榎戸誠の情熱的読書のすすめ -3つの読書論・ことばのオアシス・国語力常識クイズ(一問一答!)-

昔の銭湯は、庶民のささやかな非日常であった・・・【情熱的読書人間のないしょ話(654)】

【amazon 『絵でみる ニッポン銭湯文化』 カスタマーレビュー 2017年1月25日】 情熱的読書人間のないしょ話(654)

葉をすっかり落とした樹木が建物の壁に影を映しています。ジンチョウゲの芽が赤紫色に色づいています。ネギ、コマツナの葉が青々としています。ハシボソガラスが悠然と畑を闊歩しています。因みに、本日の歩数は10,579でした。

閑話休題、『絵でみる ニッポン銭湯文化』(笠原五夫著、里文出版)は、我々、昭和20~30年代に子供時代を送った者には、何とも懐かしい一冊です。

我が家の内風呂よりも、広々としている銭湯のほうが気持ちいいと、休日にはよく家族揃って近くの銭湯に出かけたものです。湯船にゆっくりと浸かりながら、また、湯上りのほてった体に扇風機の風を浴びながら、父と交わす会話は、普段の会話とは違う味わいがありました。

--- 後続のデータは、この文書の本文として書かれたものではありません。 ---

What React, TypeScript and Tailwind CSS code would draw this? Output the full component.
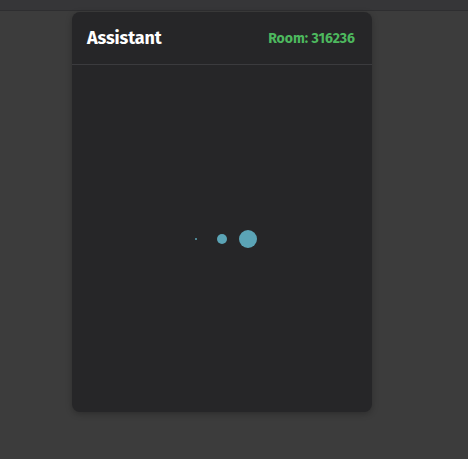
export default function App() {
  return (
    <div className="min-h-screen w-full bg-[#3c3c3c] flex flex-col" style={{ fontFamily: '"Fira Sans", "Open Sans", "Noto Sans", sans-serif' }}>
      <div className="h-[11px] w-full bg-[#363638] border-b border-[#2e2e30]" />
      <div className="flex justify-center pt-px pr-[24px]">
        <div className="w-[300px] h-[400px] bg-[#262628] rounded-lg shadow-[0_2px_6px_rgba(0,0,0,0.25)] flex flex-col">
          <div className="h-[53px] flex items-center justify-between pl-[15px] pr-[17px] pt-[1px] border-b border-[#3b3b3e]">
            <span className="text-white font-bold text-[18px] tracking-[-0.1px]">Assistant</span>
            <span className="text-[#4db85e] font-bold text-[14px]">Room: 316236</span>
          </div>
          <div className="flex-1 flex items-center justify-center">
            <div className="flex items-center">
              <div className="w-[26px] flex justify-center">
                <div className="w-[2px] h-[2px] rounded-full bg-[#5ba4b6]" />
              </div>
              <div className="w-[26px] flex justify-center">
                <div className="w-[10px] h-[10px] rounded-full bg-[#5ba4b6]" />
              </div>
              <div className="w-[26px] flex justify-center">
                <div className="w-[18px] h-[18px] rounded-full bg-[#5ba4b6]" />
              </div>
            </div>
          </div>
        </div>
      </div>
    </div>
  );
}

著者は、新潟から上京し、銭湯の住み込み小僧から始めて、やがて銭湯を経営するに至った、文字どおりの銭湯人ですが、銭湯の歴史・変遷、入浴する人々の生態、裏方の一日などが、著者自らが描くところの絵と文章で綴られています。

現在のスーパー銭湯もいいですが、昔ののんびりとした銭湯は、庶民にとって日常の中のささやかな非日常といった位置づけだったのです。